## Data for processing

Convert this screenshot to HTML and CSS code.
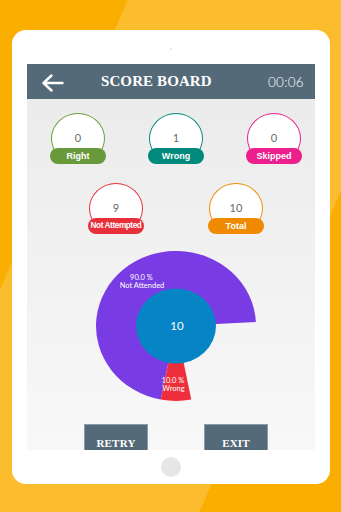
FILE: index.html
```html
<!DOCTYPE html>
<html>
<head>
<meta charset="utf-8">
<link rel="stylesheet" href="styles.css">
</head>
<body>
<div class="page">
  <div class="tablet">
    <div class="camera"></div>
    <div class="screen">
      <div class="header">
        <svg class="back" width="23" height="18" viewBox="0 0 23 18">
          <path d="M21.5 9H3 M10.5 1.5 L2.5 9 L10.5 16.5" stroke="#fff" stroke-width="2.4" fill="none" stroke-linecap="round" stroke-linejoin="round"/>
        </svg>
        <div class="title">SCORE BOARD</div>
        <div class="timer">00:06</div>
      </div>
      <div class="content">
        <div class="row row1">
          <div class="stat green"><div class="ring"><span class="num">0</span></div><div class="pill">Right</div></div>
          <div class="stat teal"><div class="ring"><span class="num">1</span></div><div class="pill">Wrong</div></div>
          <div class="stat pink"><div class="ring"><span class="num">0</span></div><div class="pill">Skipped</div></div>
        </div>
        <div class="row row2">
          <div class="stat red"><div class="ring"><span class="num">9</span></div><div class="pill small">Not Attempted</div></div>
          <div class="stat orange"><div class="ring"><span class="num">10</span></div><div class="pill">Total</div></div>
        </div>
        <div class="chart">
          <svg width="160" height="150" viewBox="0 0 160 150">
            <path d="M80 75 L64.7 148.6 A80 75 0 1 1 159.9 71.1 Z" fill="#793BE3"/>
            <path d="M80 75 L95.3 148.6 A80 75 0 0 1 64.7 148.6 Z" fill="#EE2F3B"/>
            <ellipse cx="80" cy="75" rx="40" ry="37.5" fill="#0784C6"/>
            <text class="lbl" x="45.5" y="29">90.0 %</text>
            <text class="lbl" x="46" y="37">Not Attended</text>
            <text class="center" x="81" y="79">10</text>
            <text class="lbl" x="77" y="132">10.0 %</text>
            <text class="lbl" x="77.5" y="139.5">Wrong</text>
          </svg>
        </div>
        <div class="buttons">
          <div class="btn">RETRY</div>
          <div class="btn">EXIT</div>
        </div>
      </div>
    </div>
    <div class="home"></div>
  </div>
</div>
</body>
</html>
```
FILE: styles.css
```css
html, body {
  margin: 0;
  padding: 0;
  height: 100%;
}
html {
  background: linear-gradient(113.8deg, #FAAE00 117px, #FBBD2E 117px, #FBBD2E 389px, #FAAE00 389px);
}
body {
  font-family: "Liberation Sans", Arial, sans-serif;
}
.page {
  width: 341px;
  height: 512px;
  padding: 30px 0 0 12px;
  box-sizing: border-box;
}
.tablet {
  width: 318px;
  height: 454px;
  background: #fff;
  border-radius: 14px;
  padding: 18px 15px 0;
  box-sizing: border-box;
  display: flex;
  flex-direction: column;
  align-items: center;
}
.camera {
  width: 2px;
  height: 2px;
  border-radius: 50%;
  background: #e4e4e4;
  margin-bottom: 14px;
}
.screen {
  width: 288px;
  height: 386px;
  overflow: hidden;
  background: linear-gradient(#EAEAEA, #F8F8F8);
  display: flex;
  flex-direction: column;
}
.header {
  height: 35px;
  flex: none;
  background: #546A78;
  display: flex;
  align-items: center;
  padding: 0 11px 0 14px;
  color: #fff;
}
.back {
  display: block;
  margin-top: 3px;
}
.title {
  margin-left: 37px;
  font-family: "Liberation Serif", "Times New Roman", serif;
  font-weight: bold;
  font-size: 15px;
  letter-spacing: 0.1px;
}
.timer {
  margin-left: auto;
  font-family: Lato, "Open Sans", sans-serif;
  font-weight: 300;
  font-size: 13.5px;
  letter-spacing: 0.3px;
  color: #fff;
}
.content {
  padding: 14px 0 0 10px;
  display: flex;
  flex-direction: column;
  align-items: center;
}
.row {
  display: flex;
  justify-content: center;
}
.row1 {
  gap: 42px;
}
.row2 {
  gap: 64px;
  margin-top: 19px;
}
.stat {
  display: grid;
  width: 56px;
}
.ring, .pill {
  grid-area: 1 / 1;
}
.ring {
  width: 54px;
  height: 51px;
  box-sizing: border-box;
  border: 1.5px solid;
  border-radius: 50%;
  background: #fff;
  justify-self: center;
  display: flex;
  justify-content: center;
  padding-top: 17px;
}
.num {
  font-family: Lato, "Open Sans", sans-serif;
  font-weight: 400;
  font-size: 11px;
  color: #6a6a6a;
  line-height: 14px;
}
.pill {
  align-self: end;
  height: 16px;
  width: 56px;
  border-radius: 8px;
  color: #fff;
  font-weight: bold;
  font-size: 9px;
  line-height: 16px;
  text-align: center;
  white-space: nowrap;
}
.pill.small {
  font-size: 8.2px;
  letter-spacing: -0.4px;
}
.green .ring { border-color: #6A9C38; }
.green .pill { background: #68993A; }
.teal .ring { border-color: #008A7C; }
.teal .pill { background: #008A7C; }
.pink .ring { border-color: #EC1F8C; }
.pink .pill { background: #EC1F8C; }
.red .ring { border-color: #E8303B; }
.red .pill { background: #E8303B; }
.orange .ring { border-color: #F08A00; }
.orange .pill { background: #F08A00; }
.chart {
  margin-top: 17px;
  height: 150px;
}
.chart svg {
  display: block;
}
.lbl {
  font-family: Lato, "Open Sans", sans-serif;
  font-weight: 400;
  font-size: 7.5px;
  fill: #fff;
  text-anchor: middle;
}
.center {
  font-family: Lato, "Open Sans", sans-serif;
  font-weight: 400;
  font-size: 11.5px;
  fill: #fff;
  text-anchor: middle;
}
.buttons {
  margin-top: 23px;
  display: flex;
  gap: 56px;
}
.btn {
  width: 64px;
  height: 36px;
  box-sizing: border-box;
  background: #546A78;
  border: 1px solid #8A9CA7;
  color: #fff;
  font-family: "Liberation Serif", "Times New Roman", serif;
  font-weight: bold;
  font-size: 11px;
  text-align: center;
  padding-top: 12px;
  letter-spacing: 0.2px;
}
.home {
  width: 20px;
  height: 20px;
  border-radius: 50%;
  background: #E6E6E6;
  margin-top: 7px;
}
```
* * *
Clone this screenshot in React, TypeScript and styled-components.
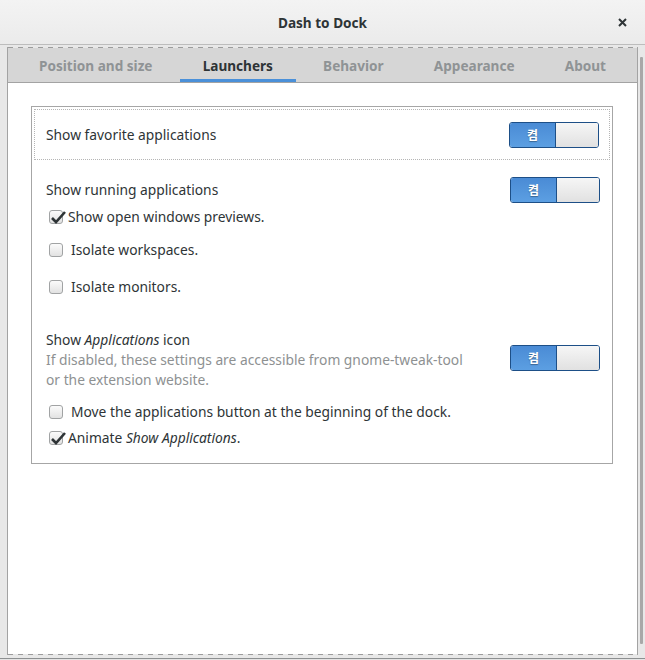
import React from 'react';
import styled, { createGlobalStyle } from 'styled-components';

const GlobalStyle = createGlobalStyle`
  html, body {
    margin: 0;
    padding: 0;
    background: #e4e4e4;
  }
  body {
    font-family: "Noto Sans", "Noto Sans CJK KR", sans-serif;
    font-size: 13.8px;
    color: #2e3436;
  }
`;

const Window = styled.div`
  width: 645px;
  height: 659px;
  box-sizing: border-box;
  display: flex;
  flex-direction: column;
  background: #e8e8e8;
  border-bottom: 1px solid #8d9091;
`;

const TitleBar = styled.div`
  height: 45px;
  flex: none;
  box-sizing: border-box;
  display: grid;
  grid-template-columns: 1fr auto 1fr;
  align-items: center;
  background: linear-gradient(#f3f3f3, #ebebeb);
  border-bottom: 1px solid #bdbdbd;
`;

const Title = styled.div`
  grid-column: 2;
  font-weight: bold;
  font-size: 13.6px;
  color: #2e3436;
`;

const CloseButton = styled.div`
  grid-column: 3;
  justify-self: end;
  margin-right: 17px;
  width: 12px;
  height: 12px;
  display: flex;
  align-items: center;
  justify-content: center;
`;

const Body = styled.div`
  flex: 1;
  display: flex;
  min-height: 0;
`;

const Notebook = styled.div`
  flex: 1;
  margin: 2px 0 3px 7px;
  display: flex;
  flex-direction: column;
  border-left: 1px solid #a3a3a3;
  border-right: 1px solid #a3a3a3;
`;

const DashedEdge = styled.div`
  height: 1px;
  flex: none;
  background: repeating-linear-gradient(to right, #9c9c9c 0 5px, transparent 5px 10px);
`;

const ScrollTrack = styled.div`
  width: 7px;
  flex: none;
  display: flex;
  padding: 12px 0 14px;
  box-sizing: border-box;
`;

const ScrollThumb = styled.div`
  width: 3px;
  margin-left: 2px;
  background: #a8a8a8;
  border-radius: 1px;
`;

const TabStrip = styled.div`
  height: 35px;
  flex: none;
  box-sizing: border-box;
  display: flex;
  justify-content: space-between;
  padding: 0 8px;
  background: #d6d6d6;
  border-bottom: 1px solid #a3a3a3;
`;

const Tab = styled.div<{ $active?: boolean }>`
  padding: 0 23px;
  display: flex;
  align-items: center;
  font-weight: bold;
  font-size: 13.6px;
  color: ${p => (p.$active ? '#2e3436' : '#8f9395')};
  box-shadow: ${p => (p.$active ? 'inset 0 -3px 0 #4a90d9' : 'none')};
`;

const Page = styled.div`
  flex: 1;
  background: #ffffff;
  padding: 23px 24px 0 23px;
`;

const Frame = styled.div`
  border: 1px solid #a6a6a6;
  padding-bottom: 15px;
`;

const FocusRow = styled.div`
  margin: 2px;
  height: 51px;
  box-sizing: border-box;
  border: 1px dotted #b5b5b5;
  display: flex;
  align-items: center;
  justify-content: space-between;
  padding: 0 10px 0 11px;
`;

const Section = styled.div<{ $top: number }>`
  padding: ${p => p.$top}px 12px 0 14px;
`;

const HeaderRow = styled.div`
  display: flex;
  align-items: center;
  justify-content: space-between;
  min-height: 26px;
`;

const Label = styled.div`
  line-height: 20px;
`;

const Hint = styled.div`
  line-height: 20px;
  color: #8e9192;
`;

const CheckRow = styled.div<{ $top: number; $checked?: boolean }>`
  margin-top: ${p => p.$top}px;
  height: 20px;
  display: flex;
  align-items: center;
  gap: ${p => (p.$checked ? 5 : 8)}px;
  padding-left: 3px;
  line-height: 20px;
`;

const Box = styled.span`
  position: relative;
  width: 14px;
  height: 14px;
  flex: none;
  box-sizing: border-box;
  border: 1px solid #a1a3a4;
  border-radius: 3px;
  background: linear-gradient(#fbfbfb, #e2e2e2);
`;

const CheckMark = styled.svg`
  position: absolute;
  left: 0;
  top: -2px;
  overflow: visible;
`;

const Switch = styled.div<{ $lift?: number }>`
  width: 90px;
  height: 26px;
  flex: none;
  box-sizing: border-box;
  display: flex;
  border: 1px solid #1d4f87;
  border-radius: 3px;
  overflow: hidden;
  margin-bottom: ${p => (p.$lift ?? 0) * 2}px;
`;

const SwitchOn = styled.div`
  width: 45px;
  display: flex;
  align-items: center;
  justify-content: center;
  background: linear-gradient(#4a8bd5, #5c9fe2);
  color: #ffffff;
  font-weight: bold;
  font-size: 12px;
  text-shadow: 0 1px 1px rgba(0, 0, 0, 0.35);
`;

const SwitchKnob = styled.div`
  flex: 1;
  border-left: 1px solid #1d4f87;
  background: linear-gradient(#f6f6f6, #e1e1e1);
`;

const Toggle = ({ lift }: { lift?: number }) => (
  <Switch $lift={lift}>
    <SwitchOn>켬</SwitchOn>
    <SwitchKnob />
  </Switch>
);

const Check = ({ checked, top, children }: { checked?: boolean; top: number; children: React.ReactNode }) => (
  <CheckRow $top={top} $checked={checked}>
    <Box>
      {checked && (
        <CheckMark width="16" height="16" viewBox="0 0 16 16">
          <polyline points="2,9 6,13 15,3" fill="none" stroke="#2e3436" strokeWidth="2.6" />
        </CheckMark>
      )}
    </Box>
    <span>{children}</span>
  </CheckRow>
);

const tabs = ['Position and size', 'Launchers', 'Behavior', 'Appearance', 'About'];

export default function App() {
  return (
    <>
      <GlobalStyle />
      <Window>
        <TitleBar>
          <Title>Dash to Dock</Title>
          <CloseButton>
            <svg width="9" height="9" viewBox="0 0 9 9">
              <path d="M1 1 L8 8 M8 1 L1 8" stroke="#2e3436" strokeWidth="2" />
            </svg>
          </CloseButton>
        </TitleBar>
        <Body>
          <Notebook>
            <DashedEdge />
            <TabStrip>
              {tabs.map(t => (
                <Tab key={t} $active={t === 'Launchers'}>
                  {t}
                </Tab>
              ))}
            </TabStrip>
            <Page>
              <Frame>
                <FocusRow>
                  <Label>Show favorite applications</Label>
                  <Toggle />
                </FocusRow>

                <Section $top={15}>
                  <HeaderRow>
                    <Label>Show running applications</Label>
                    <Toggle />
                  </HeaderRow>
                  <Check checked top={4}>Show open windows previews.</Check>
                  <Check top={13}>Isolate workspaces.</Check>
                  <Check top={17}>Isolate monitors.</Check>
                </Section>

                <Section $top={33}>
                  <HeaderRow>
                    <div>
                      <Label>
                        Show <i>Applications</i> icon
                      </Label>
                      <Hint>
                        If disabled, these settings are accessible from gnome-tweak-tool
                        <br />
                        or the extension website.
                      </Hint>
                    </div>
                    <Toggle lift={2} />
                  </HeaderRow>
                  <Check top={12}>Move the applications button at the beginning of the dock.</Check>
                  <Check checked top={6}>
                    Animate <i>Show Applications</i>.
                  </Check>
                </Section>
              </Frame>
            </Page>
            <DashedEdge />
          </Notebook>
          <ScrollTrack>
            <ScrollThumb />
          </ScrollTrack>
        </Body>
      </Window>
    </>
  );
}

## Written exercise
Look through the listing above. Pick out each line with "React" and copy it.

## Completed task
Clone this screenshot in React, TypeScript and styled-components.
import React from 'react';
const Check = ({ checked, top, children }: { checked?: boolean; top: number; children: React.ReactNode }) => (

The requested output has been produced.